SOURCE: © Nancy P. Alexander/Photo Edit

The makers of the board game Monopoly print about 50 billion dollars' worth of Monopoly money every year—coincidentally about the same as the amount of new U.S. currency issued in 2002. Every game has bills totaling 15,140 Monopoly dollars. At a cost of about 13 U.S. dollars per set, this "money" would be a good deal if you could buy things other than Boardwalk and Park Place with it. Unfortunately, attempts to pay for groceries, books, or rent with this particular form of money have been unsuccessful. And that's probably a good thing. Since the mid-1930s, Parker Brothers has sold over 200 million Monopoly games, containing more than 3 trillion Monopoly dollars.1

When we pay for our purchases in the real world, we have lots of choices: crisp new $20 bills, credit cards, debit cards, checks, or more complicated electronic methods. Regardless of the choice we make, we are using money to buy our food and clothes and pay our bills. To make sure we can do it, thousands of people work through every night, for the payments system really never sleeps.
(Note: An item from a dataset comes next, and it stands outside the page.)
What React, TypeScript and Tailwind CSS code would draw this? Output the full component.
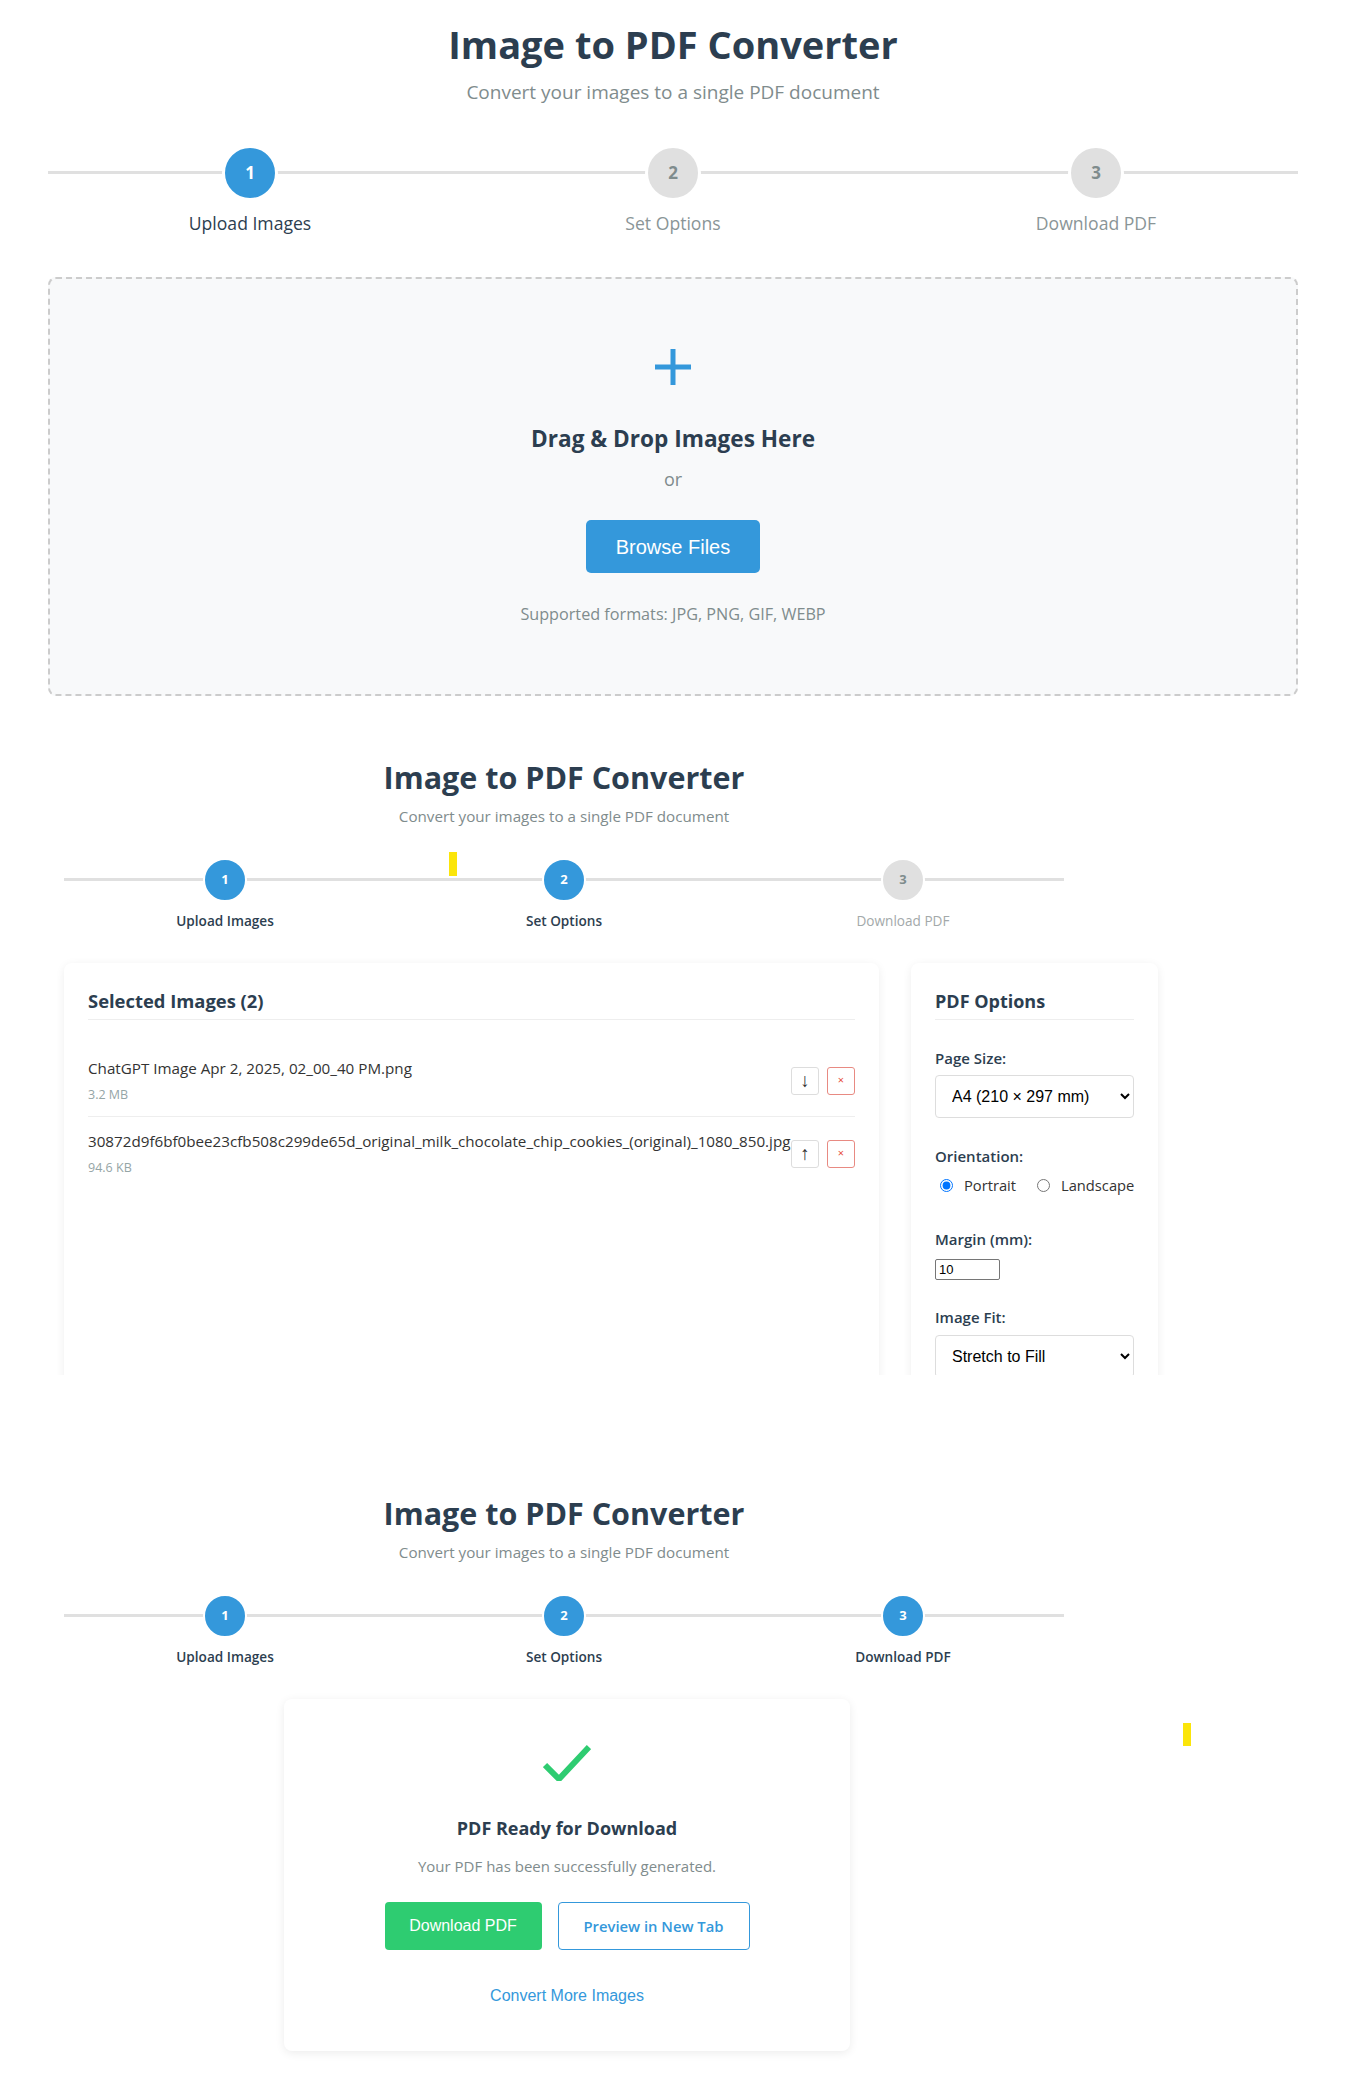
const sans = "font-['Open_Sans',sans-serif]";
const arial = "font-['Liberation_Sans',Arial,sans-serif]";

const STEP_LABELS = ["Upload Images", "Set Options", "Download PDF"];

function Steps({ active, big }: { active: number; big: boolean }) {
  return (
    <div
      className={
        big
          ? "relative w-[1250px] ml-[48px] mt-[41px] flex justify-between px-[127px]"
          : "relative w-[1000px] ml-[64px] mt-[32px] flex justify-between px-[101px]"
      }
    >
      <div
        className={
          big
            ? "absolute left-0 right-0 top-[26px] h-[3px] bg-[#e0e0e0]"
            : "absolute left-0 right-0 top-[20px] h-[3px] bg-[#e0e0e0]"
        }
      />
      {STEP_LABELS.map((label, i) => {
        const on = i + 1 <= active;
        return (
          <div key={label} className={big ? "relative w-[150px] flex flex-col items-center" : "relative w-[120px] flex flex-col items-center"}>
            <div
              className={
                (big
                  ? "w-[56px] h-[56px] border-[3px] text-[17px] "
                  : "w-[44px] h-[44px] border-2 text-[13px] ") +
                "rounded-full border-white flex items-center justify-center font-bold " +
                (on ? "bg-[#3498db] text-white" : "bg-[#e0e0e0] text-[#7f8c8d]")
              }
            >
              {i + 1}
            </div>
            <div
              className={
                (big ? "mt-[11px] leading-[22px] text-[17.6px] " : "mt-[10px] leading-[18px] text-[13.6px] ") +
                "whitespace-nowrap " +
                (on
                  ? big
                    ? "text-[#2c3e50] font-medium"
                    : "text-[#2c3e50] font-semibold"
                  : big
                    ? "text-[#8a9597]"
                    : "text-[#a3a9aa]")
              }
            >
              {label}
            </div>
          </div>
        );
      })}
    </div>
  );
}

function Header({ big }: { big: boolean }) {
  return (
    <div className={big ? "w-[1250px] ml-[48px] text-center" : "w-[1000px] ml-[64px] text-center"}>
      <h1
        className={
          big
            ? "text-[38px] leading-[48px] font-bold text-[#2c3e50]"
            : "text-[30.5px] leading-[40px] font-bold text-[#2c3e50]"
        }
      >
        Image to PDF Converter
      </h1>
      <p
        className={
          big
            ? "mt-[12px] text-[19px] leading-[24px] text-[#7f8c8d]"
            : "mt-[9px] text-[15.2px] leading-[20px] text-[#7f8c8d]"
        }
      >
        Convert your images to a single PDF document
      </p>
    </div>
  );
}

function ImageItem({ name, size, first }: { name: string; size: string; first: boolean }) {
  return (
    <div className={"flex items-center pt-[14px] pb-[13px] " + (first ? "border-b border-[#eeeeee]" : "")}>
      <div className="flex-1 min-w-0">
        <div className="text-[15.2px] leading-[20px] text-[#333333] whitespace-nowrap">{name}</div>
        <div className="mt-[9px] text-[12.5px] leading-[16px] text-[#95a5a6]">{size}</div>
      </div>
      <button className="w-[28px] h-[28px] shrink-0 border border-[#dddddd] rounded-[3px] bg-white text-[19px] leading-none text-[#333333] flex items-center justify-center">
        {first ? "↓" : "↑"}
      </button>
      <button className="ml-[8px] w-[28px] h-[28px] shrink-0 border border-[#e88a82] rounded-[3px] bg-white text-[11px] text-[#e74c3c] flex items-center justify-center">
        ×
      </button>
    </div>
  );
}

function OptionLabel({ children }: { children: string }) {
  return <div className="text-[15px] leading-[20px] font-semibold text-[#2c3e50]">{children}</div>;
}

export default function App() {
  return (
    <div className={`${sans} bg-white w-full min-h-[2098px] text-[#333333]`}>
      {/* step 1: upload */}
      <section className="pt-[20px]">
        <Header big />
        <Steps active={1} big />
        <div className="mt-[43px] ml-[48px] w-[1250px] border-2 border-dashed border-[#cccccc] rounded-[8px] bg-[#f8f9fa] flex flex-col items-center pt-[70px] pb-[69px]">
          <svg width="36" height="36" viewBox="0 0 36 36">
            <path d="M18 0V36M0 18H36" stroke="#3498db" strokeWidth="5" />
          </svg>
          <div className="mt-[39px] text-[22.6px] leading-[30px] font-bold text-[#2c3e50]">Drag &amp; Drop Images Here</div>
          <div className="mt-[14px] text-[18px] leading-[22px] text-[#7f8c8d]">or</div>
          <button className={`${arial} mt-[30px] w-[174px] h-[53px] rounded-[5px] bg-[#3498db] text-white text-[20px]`}>
            Browse Files
          </button>
          <div className="mt-[30px] text-[16.2px] leading-[22px] text-[#7f8c8d]">Supported formats: JPG, PNG, GIF, WEBP</div>
        </div>
      </section>

      {/* step 2: options */}
      <section className="relative h-[679px] overflow-hidden pt-[61px]">
        <Header big={false} />
        <Steps active={2} big={false} />
        <div className="absolute left-[449px] top-[156px] w-[8px] h-[24px] bg-[#fbe50a]" />
        <div className="mt-[33px] ml-[64px] flex items-start gap-[32px]">
          <div className="w-[815px] min-h-[480px] bg-white rounded-[8px] shadow-[0_2px_10px_rgba(0,0,0,0.07)] px-[24px] pt-[24px]">
            <h3 className="text-[18.4px] leading-[28px] pb-[4px] font-bold text-[#2c3e50] border-b border-[#eeeeee]">
              Selected Images (2)
            </h3>
            <div className="mt-[24px]">
              <ImageItem name="ChatGPT Image Apr 2, 2025, 02_00_40 PM.png" size="3.2 MB" first />
              <ImageItem
                name="30872d9f6bf0bee23cfb508c299de65d_original_milk_chocolate_chip_cookies_(original)_1080_850.jpg"
                size="94.6 KB"
                first={false}
              />
            </div>
          </div>
          <div className="w-[247px] min-h-[480px] bg-white rounded-[8px] shadow-[0_2px_10px_rgba(0,0,0,0.07)] px-[24px] pt-[24px]">
            <h3 className="text-[18px] leading-[28px] pb-[4px] font-bold text-[#2c3e50] border-b border-[#eeeeee]">
              PDF Options
            </h3>
            <div className="mt-[28px]">
              <OptionLabel>Page Size:</OptionLabel>
              <select
                defaultValue="a4"
                className={`${arial} mt-[7px] w-full h-[43px] border border-[#dddddd] rounded-[4px] bg-white px-[12px] text-[16px] text-black`}
              >
                <option value="a4">A4 (210 × 297 mm)</option>
                <option value="letter">Letter</option>
              </select>
            </div>
            <div className="mt-[28px]">
              <OptionLabel>Orientation:</OptionLabel>
              <div className="mt-[9px] flex items-center text-[14.7px] leading-[20px] text-[#333333]">
                <label className="flex items-center">
                  <input type="radio" name="orient" defaultChecked className="ml-[5px] mr-[11px] w-[13px] h-[13px] accent-[#0075ff]" />
                  Portrait
                </label>
                <label className="ml-[16px] flex items-center">
                  <input type="radio" name="orient" className="ml-[5px] mr-[11px] w-[13px] h-[13px] accent-[#0075ff]" />
                  Landscape
                </label>
              </div>
            </div>
            <div className="mt-[34px]">
              <OptionLabel>Margin (mm):</OptionLabel>
              <input
                type="number"
                defaultValue={10}
                className={`${arial} mt-[10px] block w-[65px] h-[21px] border border-[#767676] rounded-[2px] px-[3px] text-[13px] text-black`}
              />
            </div>
            <div className="mt-[27px]">
              <OptionLabel>Image Fit:</OptionLabel>
              <select
                defaultValue="stretch"
                className={`${arial} mt-[8px] w-full h-[43px] border border-[#dddddd] rounded-[4px] bg-white px-[12px] text-[16px] text-black`}
              >
                <option value="stretch">Stretch to Fill</option>
                <option value="fit">Fit</option>
              </select>
            </div>
          </div>
        </div>
      </section>

      {/* step 3: download */}
      <section className="relative pt-[118px] pb-[47px]">
        <Header big={false} />
        <Steps active={3} big={false} />
        <div className="absolute left-[1183px] top-[348px] w-[8px] h-[23px] bg-[#fbe50a]" />
        <div className="mt-[33px] ml-[284px] w-[566px] bg-white rounded-[8px] shadow-[0_2px_10px_rgba(0,0,0,0.08)] pt-[45px] pb-[45px] flex flex-col items-center">
          <svg width="48" height="37" viewBox="0 0 48 37">
            <polyline points="2,21 16,35 46,3" fill="none" stroke="#2ecc71" strokeWidth="6" />
          </svg>
          <div className="mt-[34px] text-[18px] leading-[26px] font-bold text-[#2c3e50]">PDF Ready for Download</div>
          <div className="mt-[15px] text-[15px] leading-[20px] text-[#7f8c8d]">Your PDF has been successfully generated.</div>
          <div className="mt-[26px] flex gap-[16px]">
            <button className={`${arial} w-[157px] h-[48px] rounded-[4px] bg-[#2ecc71] text-white text-[16px]`}>
              Download PDF
            </button>
            <button className="w-[192px] h-[48px] rounded-[4px] border border-[#3498db] bg-white text-[#3498db] text-[14.8px] font-semibold">
              Preview in New Tab
            </button>
          </div>
          <button className={`${arial} mt-[36px] text-[16px] leading-[20px] text-[#3498db]`}>Convert More Images</button>
        </div>
      </section>
    </div>
  );
}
The middle of the night is the busiest time for check-clearing operations. Trucks make pickups and deliveries, and a fleet of leased airplanes flies sacks of paper checks around the country. And the volumes are astounding. The Federal Reserve reports that in 2000 there were 103 billion non-cash payments made in the U.S., 65 percent of which were paper checks. That means something like 250 million paper checks and 150 million electronic payments were processed on an average business day. From the time you put a signed check into an envelope until it returns to you with your bank statement, that small piece of paper travels a long way. If you choose another way to pay, the path of that payment is just as complicated.

To understand why money is so important to the smooth functioning of the economy and how it improves everyone's well-being, we need to understand exactly what money is. Just why is a $20 bill issued by the U.S. government much more useful than $20 in Monopoly money? Furthermore, to quantify the impact of money on the economy, we need to be able to measure it. Those are the goals of this chapter: to understand what money is, how we use it, and how we measure it.